The importance of the time-domain astronomy was recognized in 2018 by German Astronomical Society by awarding a Karl Schwarzschild Medal to Andrzej Udalski for "pioneering contribution to the growth of a new field of astrophysics research, time-domain astronomy, which studies the variability of brightness and other parameters of objects in the universe in different time scales."[2] Also the 2017 Dan David Prize was awarded to the three leading researchers in the field of time-domain astronomy: Neil Gehrels (Swift Gamma-Ray Burst Mission),[3] Shrinivas Kulkarni (Palomar Transient Factory),[4] Andrzej Udalski (Optical Gravitational Lensing Experiment).[5]
Before the invention of telescopes, transient events that were visible to the naked eye, from within or near the Milky Way Galaxy, were very rare, and sometimes hundreds of years apart. However, such events were recorded in antiquity, such as the supernova in 1054 observed by Chinese, Japanese and Arab astronomers, and the event in 1572 known as "Tycho's Supernova" after Tycho Brahe, who studied it until it faded after two years.[6] Even though telescopes made it possible to see more distant events, their small fields of view – typically less than 1 square degree – meant that the chances of looking in the right place at the right time were low. Schmidt cameras and other astrographs with wide field were invented in the 20th century, but mostly used to survey the unchanging heavens.

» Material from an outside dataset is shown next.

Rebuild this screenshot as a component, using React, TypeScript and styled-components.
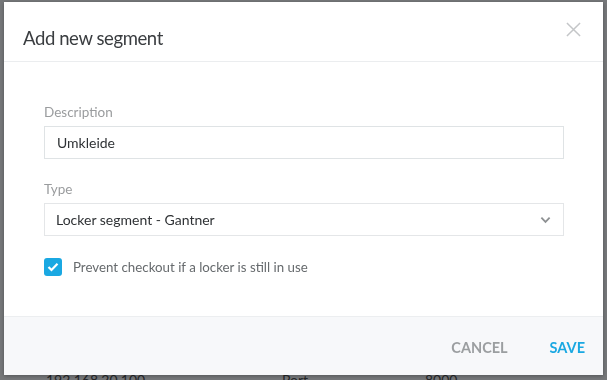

Historically time domain astronomy has come to include appearance of comets and variable brightness of Cepheid-type variable stars. Old astronomical plates exposed from the 1880s through the early 1990s held by the Harvard College Observatory are being digitized by the DASCH project.
The interest in transients has intensified when large CCD detectors started to be available to the astronomical community. As telescopes with larger fields of view and larger detectors come into use in the 1990s, first massive and regular survey observations were initiated - pioneered by the gravitational microlensing surveys such as Optical Gravitational Lensing Experiment and the MACHO Project. These efforts, beside the discovery of the microlensing events itself, resulted in the orders of magnitude more variable stars known to mankind.[7] [8] Subsequent, dedicated sky surveys such as the Palomar Transient Factory, the spacecraft Gaia and the LSST, focused on expanding the coverage of the sky monitoring to fainter objects, more optical filters and better positional and proper motions measurement capabilities. In 2022, the Gravitational-wave Optical Transient Observer (GOTO) began looking for collisions between neutron stars.[9]
The ability of modern instruments to observe in wavelengths invisible to the human eye (radio waves, infrared, ultraviolet, X-ray) increases the amount of information that may be obtained when a transient is studied.
In radio astronomy the LOFAR is looking for radio transients. Radio time domain studies have long included pulsars and scintillation. Projects to look for transients in X-ray and gamma rays include Cherenkov Telescope Array, eROSITA, AGILE, Fermi, HAWC, INTEGRAL, MAXI, Swift Gamma-Ray Burst Mission and Space Variable Objects Monitor. Gamma ray bursts are a well known high energy electromagnetic transient. The proposed ULTRASAT satellite will observe a field of more than 200 square degrees continuously in an ultraviolet wavelength that is particularly important for detecting supernovae within minutes of their occurrence.